### SHORT PROBLEM
Give the material once more, word for word, without any images.

--------------------------------------------------

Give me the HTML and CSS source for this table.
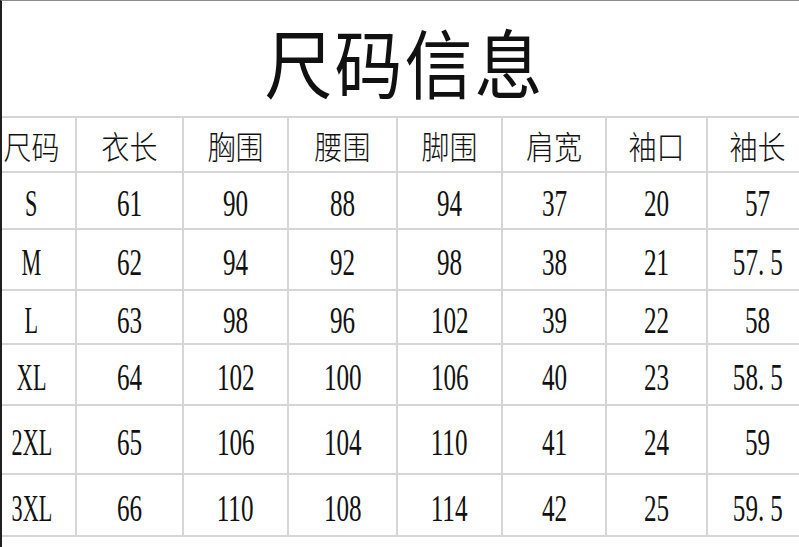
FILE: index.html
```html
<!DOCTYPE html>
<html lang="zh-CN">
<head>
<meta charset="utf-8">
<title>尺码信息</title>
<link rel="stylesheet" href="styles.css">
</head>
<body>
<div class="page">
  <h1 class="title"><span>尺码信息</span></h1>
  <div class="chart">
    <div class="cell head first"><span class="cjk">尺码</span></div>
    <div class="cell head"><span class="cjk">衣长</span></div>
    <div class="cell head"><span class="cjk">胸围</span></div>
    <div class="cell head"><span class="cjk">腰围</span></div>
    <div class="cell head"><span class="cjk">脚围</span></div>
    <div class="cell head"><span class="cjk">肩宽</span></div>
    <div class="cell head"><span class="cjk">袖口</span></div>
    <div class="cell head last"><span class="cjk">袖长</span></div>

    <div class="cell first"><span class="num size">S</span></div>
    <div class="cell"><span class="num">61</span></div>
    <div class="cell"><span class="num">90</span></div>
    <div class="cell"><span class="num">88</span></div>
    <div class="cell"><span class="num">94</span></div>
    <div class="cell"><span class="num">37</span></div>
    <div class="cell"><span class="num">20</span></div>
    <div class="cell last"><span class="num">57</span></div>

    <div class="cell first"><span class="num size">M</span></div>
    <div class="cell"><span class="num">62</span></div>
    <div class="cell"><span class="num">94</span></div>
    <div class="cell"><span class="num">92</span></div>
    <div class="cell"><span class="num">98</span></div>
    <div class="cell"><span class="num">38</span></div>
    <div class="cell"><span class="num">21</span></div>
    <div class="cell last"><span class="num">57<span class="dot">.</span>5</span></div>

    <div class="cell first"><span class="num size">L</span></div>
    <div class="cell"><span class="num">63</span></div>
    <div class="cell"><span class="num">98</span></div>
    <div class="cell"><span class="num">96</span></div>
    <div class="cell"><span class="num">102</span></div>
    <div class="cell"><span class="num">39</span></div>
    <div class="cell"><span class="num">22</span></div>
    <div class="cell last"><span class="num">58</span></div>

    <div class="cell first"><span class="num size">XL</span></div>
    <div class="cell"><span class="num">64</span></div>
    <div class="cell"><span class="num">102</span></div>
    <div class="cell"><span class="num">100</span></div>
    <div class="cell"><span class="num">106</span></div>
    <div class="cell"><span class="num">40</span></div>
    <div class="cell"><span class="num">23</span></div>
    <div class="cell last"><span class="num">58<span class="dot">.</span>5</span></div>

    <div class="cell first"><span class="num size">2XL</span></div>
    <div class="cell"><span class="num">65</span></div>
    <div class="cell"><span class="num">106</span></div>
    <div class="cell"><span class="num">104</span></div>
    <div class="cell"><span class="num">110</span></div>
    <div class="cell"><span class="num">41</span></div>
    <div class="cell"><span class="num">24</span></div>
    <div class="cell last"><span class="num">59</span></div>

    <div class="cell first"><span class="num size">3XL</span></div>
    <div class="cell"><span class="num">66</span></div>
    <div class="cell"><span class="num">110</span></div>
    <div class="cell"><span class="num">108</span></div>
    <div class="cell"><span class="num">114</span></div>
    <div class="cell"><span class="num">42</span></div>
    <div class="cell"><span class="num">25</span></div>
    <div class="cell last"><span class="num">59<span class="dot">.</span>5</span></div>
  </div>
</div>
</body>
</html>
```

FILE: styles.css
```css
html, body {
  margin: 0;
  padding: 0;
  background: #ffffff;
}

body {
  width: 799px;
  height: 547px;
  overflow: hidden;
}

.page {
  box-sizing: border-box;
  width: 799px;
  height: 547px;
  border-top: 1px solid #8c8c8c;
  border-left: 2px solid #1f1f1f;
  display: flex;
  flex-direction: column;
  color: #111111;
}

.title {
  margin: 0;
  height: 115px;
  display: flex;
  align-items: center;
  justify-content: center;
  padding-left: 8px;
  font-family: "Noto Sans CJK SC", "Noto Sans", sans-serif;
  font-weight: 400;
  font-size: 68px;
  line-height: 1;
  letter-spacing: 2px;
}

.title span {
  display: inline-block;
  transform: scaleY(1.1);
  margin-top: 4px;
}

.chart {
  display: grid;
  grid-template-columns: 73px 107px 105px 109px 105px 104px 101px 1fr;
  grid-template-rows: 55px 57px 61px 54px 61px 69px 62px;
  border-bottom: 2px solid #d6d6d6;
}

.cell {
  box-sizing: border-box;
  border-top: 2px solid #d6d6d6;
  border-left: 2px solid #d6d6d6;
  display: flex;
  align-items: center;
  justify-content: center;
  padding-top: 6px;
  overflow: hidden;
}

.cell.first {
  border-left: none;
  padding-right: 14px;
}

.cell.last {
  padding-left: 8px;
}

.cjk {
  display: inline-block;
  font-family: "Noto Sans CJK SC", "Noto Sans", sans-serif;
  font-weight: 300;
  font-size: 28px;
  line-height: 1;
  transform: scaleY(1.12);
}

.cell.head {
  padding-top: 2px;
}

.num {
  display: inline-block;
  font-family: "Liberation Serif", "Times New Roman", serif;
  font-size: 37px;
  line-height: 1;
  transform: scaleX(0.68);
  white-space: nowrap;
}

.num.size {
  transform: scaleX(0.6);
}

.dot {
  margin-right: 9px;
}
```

--------------------------------------------------

### FULL SOLUTION
Give me the HTML and CSS source for this table.
FILE: index.html
```html
<!DOCTYPE html>
<html lang="zh-CN">
<head>
<meta charset="utf-8">
<title>尺码信息</title>
<link rel="stylesheet" href="styles.css">
</head>
<body>
<div class="page">
  <h1 class="title"><span>尺码信息</span></h1>
  <div class="chart">
    <div class="cell head first"><span class="cjk">尺码</span></div>
    <div class="cell head"><span class="cjk">衣长</span></div>
    <div class="cell head"><span class="cjk">胸围</span></div>
    <div class="cell head"><span class="cjk">腰围</span></div>
    <div class="cell head"><span class="cjk">脚围</span></div>
    <div class="cell head"><span class="cjk">肩宽</span></div>
    <div class="cell head"><span class="cjk">袖口</span></div>
    <div class="cell head last"><span class="cjk">袖长</span></div>

    <div class="cell first"><span class="num size">S</span></div>
    <div class="cell"><span class="num">61</span></div>
    <div class="cell"><span class="num">90</span></div>
    <div class="cell"><span class="num">88</span></div>
    <div class="cell"><span class="num">94</span></div>
    <div class="cell"><span class="num">37</span></div>
    <div class="cell"><span class="num">20</span></div>
    <div class="cell last"><span class="num">57</span></div>

    <div class="cell first"><span class="num size">M</span></div>
    <div class="cell"><span class="num">62</span></div>
    <div class="cell"><span class="num">94</span></div>
    <div class="cell"><span class="num">92</span></div>
    <div class="cell"><span class="num">98</span></div>
    <div class="cell"><span class="num">38</span></div>
    <div class="cell"><span class="num">21</span></div>
    <div class="cell last"><span class="num">57<span class="dot">.</span>5</span></div>

    <div class="cell first"><span class="num size">L</span></div>
    <div class="cell"><span class="num">63</span></div>
    <div class="cell"><span class="num">98</span></div>
    <div class="cell"><span class="num">96</span></div>
    <div class="cell"><span class="num">102</span></div>
    <div class="cell"><span class="num">39</span></div>
    <div class="cell"><span class="num">22</span></div>
    <div class="cell last"><span class="num">58</span></div>

    <div class="cell first"><span class="num size">XL</span></div>
    <div class="cell"><span class="num">64</span></div>
    <div class="cell"><span class="num">102</span></div>
    <div class="cell"><span class="num">100</span></div>
    <div class="cell"><span class="num">106</span></div>
    <div class="cell"><span class="num">40</span></div>
    <div class="cell"><span class="num">23</span></div>
    <div class="cell last"><span class="num">58<span class="dot">.</span>5</span></div>

    <div class="cell first"><span class="num size">2XL</span></div>
    <div class="cell"><span class="num">65</span></div>
    <div class="cell"><span class="num">106</span></div>
    <div class="cell"><span class="num">104</span></div>
    <div class="cell"><span class="num">110</span></div>
    <div class="cell"><span class="num">41</span></div>
    <div class="cell"><span class="num">24</span></div>
    <div class="cell last"><span class="num">59</span></div>

    <div class="cell first"><span class="num size">3XL</span></div>
    <div class="cell"><span class="num">66</span></div>
    <div class="cell"><span class="num">110</span></div>
    <div class="cell"><span class="num">108</span></div>
    <div class="cell"><span class="num">114</span></div>
    <div class="cell"><span class="num">42</span></div>
    <div class="cell"><span class="num">25</span></div>
    <div class="cell last"><span class="num">59<span class="dot">.</span>5</span></div>
  </div>
</div>
</body>
</html>
```

FILE: styles.css
```css
html, body {
  margin: 0;
  padding: 0;
  background: #ffffff;
}

body {
  width: 799px;
  height: 547px;
  overflow: hidden;
}

.page {
  box-sizing: border-box;
  width: 799px;
  height: 547px;
  border-top: 1px solid #8c8c8c;
  border-left: 2px solid #1f1f1f;
  display: flex;
  flex-direction: column;
  color: #111111;
}

.title {
  margin: 0;
  height: 115px;
  display: flex;
  align-items: center;
  justify-content: center;
  padding-left: 8px;
  font-family: "Noto Sans CJK SC", "Noto Sans", sans-serif;
  font-weight: 400;
  font-size: 68px;
  line-height: 1;
  letter-spacing: 2px;
}

.title span {
  display: inline-block;
  transform: scaleY(1.1);
  margin-top: 4px;
}

.chart {
  display: grid;
  grid-template-columns: 73px 107px 105px 109px 105px 104px 101px 1fr;
  grid-template-rows: 55px 57px 61px 54px 61px 69px 62px;
  border-bottom: 2px solid #d6d6d6;
}

.cell {
  box-sizing: border-box;
  border-top: 2px solid #d6d6d6;
  border-left: 2px solid #d6d6d6;
  display: flex;
  align-items: center;
  justify-content: center;
  padding-top: 6px;
  overflow: hidden;
}

.cell.first {
  border-left: none;
  padding-right: 14px;
}

.cell.last {
  padding-left: 8px;
}

.cjk {
  display: inline-block;
  font-family: "Noto Sans CJK SC", "Noto Sans", sans-serif;
  font-weight: 300;
  font-size: 28px;
  line-height: 1;
  transform: scaleY(1.12);
}

.cell.head {
  padding-top: 2px;
}

.num {
  display: inline-block;
  font-family: "Liberation Serif", "Times New Roman", serif;
  font-size: 37px;
  line-height: 1;
  transform: scaleX(0.68);
  white-space: nowrap;
}

.num.size {
  transform: scaleX(0.6);
}

.dot {
  margin-right: 9px;
}
```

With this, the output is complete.